Everyone knows the three-pointer is a high variability shot—live by the three, die by the three. But 3pt% regresses to the mean just like any other metric. You can see that high variability visualized in the first 20 or so games as 3pt% fluctuates and resists the mean slightly longer than TS% and FT%. Other than that there does not seem to be too much new information here so I want to look at a correlation curve for season average.
Now this is different, there is obvious difference between this correlation curve and the one for TS%. The grain of salt to take with anything that is said about this is understanding the increase in the number of threes being attempted. It is difficult to say if the increase in threes by players who are not comfortable with the shot or the natural variance of the three is what is causing the shape of this curve.

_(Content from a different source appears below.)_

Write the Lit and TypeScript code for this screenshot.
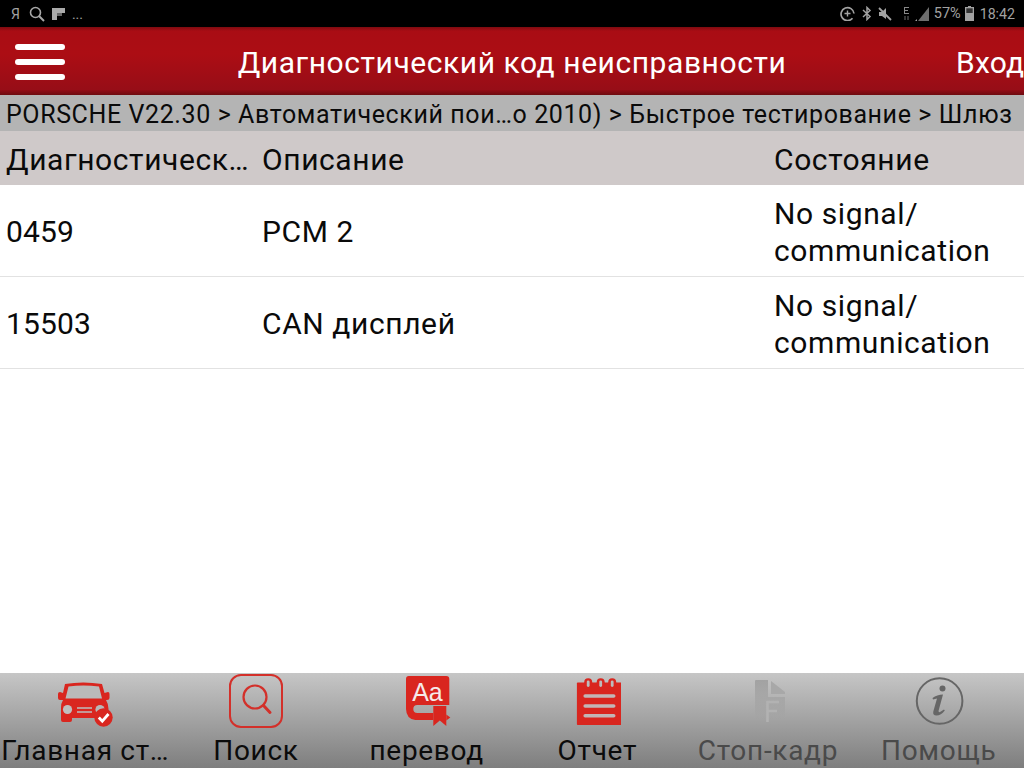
import { LitElement, html, css, svg } from "lit";
import { customElement } from "lit/decorators.js";

const RED = "#d9261f";

const carIcon = svg`<svg class="ico" width="56" height="56" viewBox="0 -9 56 56">
  <path fill="${RED}" d="M8 2 Q26 -1 45 2 L47.5 11 L51 10 Q52.5 10 52.5 12 L52.5 16 Q52.5 18 50 18 L49 18 Q51.5 22 51.5 27 L51.5 36 L15 36 L15 38 Q15 40 13 40 L6 40 Q4 40 4 38 L4 26 Q4 21 6 18 L3 18 Q1 18 1 16 L1 12 Q1 10 3 10 L6 11 Z"/>
  <path fill="#bababa" d="M11.5 4.5 Q26 2.5 42 4.5 L45 16.5 L8.5 16.5 Z"/>
  <circle cx="10.5" cy="27.5" r="4.6" fill="#bfbfbf"/>
  <path stroke="#bdbdbd" stroke-width="1.6" d="M20 26 H35 M20 30 H35" fill="none"/>
  <circle cx="43" cy="27.5" r="4.6" fill="#b8b8b8"/>
  <circle cx="46.5" cy="35.5" r="9.2" fill="${RED}"/>
  <path d="M41.8 35.5 L45.3 39.2 L51.5 32" fill="none" stroke="#fff" stroke-width="2.8"/>
</svg>`;

const searchIcon = svg`<svg class="ico" width="56" height="56" viewBox="0 0 56 56">
  <rect x="2" y="2" width="52" height="52" rx="11" fill="none" stroke="#d3302a" stroke-width="2"/>
  <circle cx="27" cy="24" r="11.5" fill="none" stroke="#d3302a" stroke-width="2.2"/>
  <path d="M35.5 32.5 L42 39.5" stroke="#d3302a" stroke-width="3" stroke-linecap="round"/>
</svg>`;

const bookIcon = svg`<svg class="ico" width="48" height="56" viewBox="-2.3 -3 48 56">
  <path fill="${RED}" d="M3.5 0 H41 Q44 0 44 3 V29 H12 Q8 29 8 33 Q8 37 12 37 H28 V44 H10 Q1 43 0.7 33 V3 Q0.7 0 3.5 0 Z"/>
  <path fill="${RED}" d="M28 30 H41 V50 L34.5 44.5 L28 50 Z"/>
  <path fill="${RED}" d="M41 38.5 L45 41.5 L41 44.5 Z"/>
  <text x="22.2" y="24.5" text-anchor="middle" class="aa">Aa</text>
</svg>`;

const reportIcon = svg`<svg class="ico" width="47" height="56" viewBox="-2.2 -5 47 56">
  <path fill="${RED}" d="M1.5 4.5 H45 Q45.7 4.5 45.7 5.5 V46 Q45.7 47 45 47 H1.5 Q0.7 47 0.7 46 V5.5 Q0.7 4.5 1.5 4.5 Z"/>
  <g fill="${RED}"><rect x="8" y="0.3" width="8" height="11" rx="4"/><rect x="20.5" y="0.3" width="8" height="11" rx="4"/><rect x="32" y="0.3" width="8" height="11" rx="4"/></g>
  <g fill="#bcbcbc"><rect x="10.6" y="2.4" width="2.8" height="6.5" rx="1.4"/><rect x="23.1" y="2.4" width="2.8" height="6.5" rx="1.4"/><rect x="34.6" y="2.4" width="2.8" height="6.5" rx="1.4"/></g>
  <path d="M9 18 H37.5 M9 28 H37.5 M9 37.7 H37.5" stroke="#c2b6b6" stroke-width="3.6" stroke-linecap="round"/>
</svg>`;

const freezeIcon = svg`<svg class="ico" width="34" height="56" viewBox="-3 -7 34 56">
  <defs><linearGradient id="fg" x1="0" y1="0" x2="0" y2="1"><stop offset="0" stop-color="#a2a2a2"/><stop offset=".75" stop-color="#a2a2a2" stop-opacity=".5"/><stop offset="1" stop-color="#a2a2a2" stop-opacity="0"/></linearGradient></defs>
  <path fill="url(#fg)" d="M1 1 Q1 0 2 0 H14 V17 H34 V42 H1 Z"/>
  <path fill="#a8a8a8" d="M17 1 L33.5 14 H17 Z"/>
  <path d="M13.5 42 V22 H25 M13.5 31 H23" fill="none" stroke="#b2b2b2" stroke-width="2.6"/>
</svg>`;

const infoIcon = svg`<svg class="ico" width="50" height="56" viewBox="0 0 50 56">
  <circle cx="25.6" cy="28" r="22.8" fill="none" stroke="#666" stroke-width="2"/>
  <circle cx="28.5" cy="15.5" r="3" fill="#666"/>
  <path fill="#666" d="M18.5 25 Q23 21.5 29 21.5 L24.5 38 Q24.5 39.5 26 39 L30 36.5 L30.8 37.5 Q27 42.5 22.5 42.5 Q18.5 42.5 19.3 38.5 L23 25.5 L19 26.5 Z"/>
</svg>`;

const tabs = [
  { label: "Главная ст…", icon: carIcon },
  { label: "Поиск", icon: searchIcon },
  { label: "перевод", icon: bookIcon },
  { label: "Отчет", icon: reportIcon },
  { label: "Стоп-кадр", icon: freezeIcon, dim: true },
  { label: "Помощь", icon: infoIcon, dim: true },
];

const rows = [
  ["0459", "PCM 2"],
  ["15503", "CAN дисплей"],
];

@customElement("app-root")
export class AppRoot extends LitElement {
  static styles = css`
    :host { display: flex; flex-direction: column; width: 1024px; height: 768px; overflow: hidden; background: #fff; font-family: Roboto, sans-serif; color: #0a0a0a; }
    .status { height: 27px; background: #000; color: #a2a2a2; display: flex; align-items: center; justify-content: space-between; padding: 0 9px 0 11px; font-size: 14.5px; flex: none; }
    .side { display: flex; align-items: center; }
    .status svg { display: block; flex: none; }
    .ya { font-size: 14px; margin-right: 9px; }
    .m3 { margin-left: 7px; }
    .dots { font-size: 14px; margin-left: 7px; }
    .bt { margin-left: 7px; }
    .mute { margin-left: 6px; }
    .edge { margin-left: 11px; }
    .signal { margin-left: 5px; }
    .pct { margin-left: 5px; }
    .batt { margin-left: 4px; }
    .time { margin-left: 6px; font-size: 14.2px; }
    .header { height: 68px; flex: none; background: linear-gradient(#7d0b10 0, #a90d14 4px, #ac0d14 40%, #970d17 92%, #6e0b10 100%); color: #fff; display: grid; grid-template-columns: 68px 1fr 68px; align-items: center; }
    .burger { width: 50px; margin: 2px 0 0 15px; display: flex; flex-direction: column; gap: 9px; }
    .burger i { display: block; height: 6px; border-radius: 3px; background: #fff; }
    .title { font-size: 30px; text-align: center; letter-spacing: .56px; padding-top: 2px; white-space: nowrap; }
    .login { font-size: 30px; letter-spacing: .2px; padding-top: 2px; white-space: nowrap; }
    .crumb { height: 36px; flex: none; box-sizing: border-box; background: #b4b4b4; font-size: 25px; letter-spacing: .6px; line-height: 36px; padding: 2px 0 0 6px; white-space: nowrap; overflow: hidden; }
    .row { display: grid; grid-template-columns: 256px 512px 256px; align-items: center; font-size: 30px; letter-spacing: .6px; }
    .row > div { padding: 2px 0 0 6px; }
    .row > .code { letter-spacing: .15px; }
    .thead { height: 54px; flex: none; background: #cfc9c9; }
    .tr { height: 92px; flex: none; box-sizing: border-box; border-bottom: 1px solid #e2e2e2; line-height: 37px; }
    .spacer { flex: 1; }
    .tabs { height: 95px; flex: none; background: linear-gradient(#c6c6c6, #7e7e7e); display: grid; grid-template-columns: repeat(6, 1fr); }
    .tab { display: flex; flex-direction: column; align-items: center; min-width: 0; }
    .icon-box { height: 56px; display: flex; justify-content: center; }
    .tab-label { font-size: 28px; letter-spacing: .7px; line-height: 31px; margin-top: 6px; white-space: nowrap; color: #0b0b0b; }
    .dim .tab-label { color: #4a4a4a; }
    .ico { display: block; }
    .aa { font: 25px "Liberation Sans", Arial, sans-serif; fill: #f5eaea; }
  `;

  render() {
    return html`
      <div class="status">
        <div class="side">
          <span class="ya">Я</span>
          <svg width="16" height="16" viewBox="0 0 16 16"><circle cx="6.5" cy="6.5" r="5" fill="none" stroke="#a8a8a8" stroke-width="1.6"/><path d="M10 10 L15 15" stroke="#a8a8a8" stroke-width="2"/></svg>
          <svg class="m3" width="13" height="12" viewBox="0 0 13 12"><path fill="#aaa" d="M0 0 H13 V5 H5 V12 H0 Z"/><path fill="#666" d="M5 5 H10 V8 H5 Z"/></svg>
          <span class="dots">...</span>
        </div>
        <div class="side">
          <svg width="15" height="15" viewBox="0 0 15 15"><path d="M12.5 12.3 A6.5 6.5 0 1 1 14 7.5" fill="none" stroke="#a2a2a2" stroke-width="1.7"/><path d="M7.5 4.5 V10.5 M4.5 7.5 H10.5" stroke="#a2a2a2" stroke-width="1.4"/></svg>
          <svg class="bt" width="10" height="15" viewBox="0 0 10 15"><path d="M1 4 L8 10.5 L5 13.5 V1.5 L8 4.5 L1 11" fill="none" stroke="#a2a2a2" stroke-width="1.5"/></svg>
          <svg class="mute" width="14" height="14" viewBox="0 0 14 14"><path fill="#a2a2a2" d="M1 5 H4 L8 1 V12 L4 9 H1 Z"/><path d="M1 1 L13 13" stroke="#a2a2a2" stroke-width="1.8"/></svg>
          <svg class="edge" width="7" height="14" viewBox="0 0 7 14"><path fill="#888" d="M1 0 H6 V1 H2 V3 H5 V4 H2 V6 H6 V7 H1 Z"/><path d="M2 9 V13 M5 9 V13" stroke="#555" stroke-width="1.3"/></svg>
          <svg class="signal" width="14" height="14" viewBox="0 0 14 14"><path fill="#6e6e6e" d="M14 0 V14 H3 Z"/><path fill="#a2a2a2" d="M0 14 L2 12 V14 Z"/></svg>
          <span class="pct">57%</span>
          <svg class="batt" width="9" height="15" viewBox="0 0 9 15"><path fill="#a2a2a2" d="M3 0 H6 V1 H9 V15 H0 V1 H3 Z"/><path fill="#333" d="M1.3 2.3 H7.7 V7 H1.3 Z"/></svg>
          <span class="time">18:42</span>
        </div>
      </div>
      <div class="header">
        <div class="burger"><i></i><i></i><i></i></div>
        <div class="title">Диагностический код неисправности</div>
        <div class="login">Вход</div>
      </div>
      <div class="crumb">PORSCHE V22.30 &gt; Автоматический пои…о 2010) &gt; Быстрое тестирование &gt; Шлюз</div>
      <div class="row thead">
        <div>Диагностическ…</div><div>Описание</div><div>Состояние</div>
      </div>
      ${rows.map(
        (r) => html`<div class="row tr"><div class="code">${r[0]}</div><div>${r[1]}</div><div>No signal/<br />communication</div></div>`
      )}
      <div class="spacer"></div>
      <div class="tabs">
        ${tabs.map(
          (t) => html`<div class="tab ${t.dim ? "dim" : ""}"><div class="icon-box">${t.icon}</div><div class="tab-label">${t.label}</div></div>`
        )}
      </div>
    `;
  }
}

There is a big slump in the 6th-11th games which is probably just noise, if I expand the data beyond one season it probably disappears. The correlation of cumulative 3pt% to season average passes the 0.90 mark after the 44th game of last season and passes 0.95 after the 58th game.
What cumulative averages for 3pt% show more than anything is that we are still a ways from having a good robust sample size from which to make sweeping generalizations.. These efficiency metrics are baked into a lot of the things we use as big, one-stat-like metrics such as Ortg and Drtg. At the same time, you don’t really need to wait until current stats are nearly perfectly correlated with what their season average will be. The samples we have now for teams definitely are not “small”, but we’re not out of weeds yet.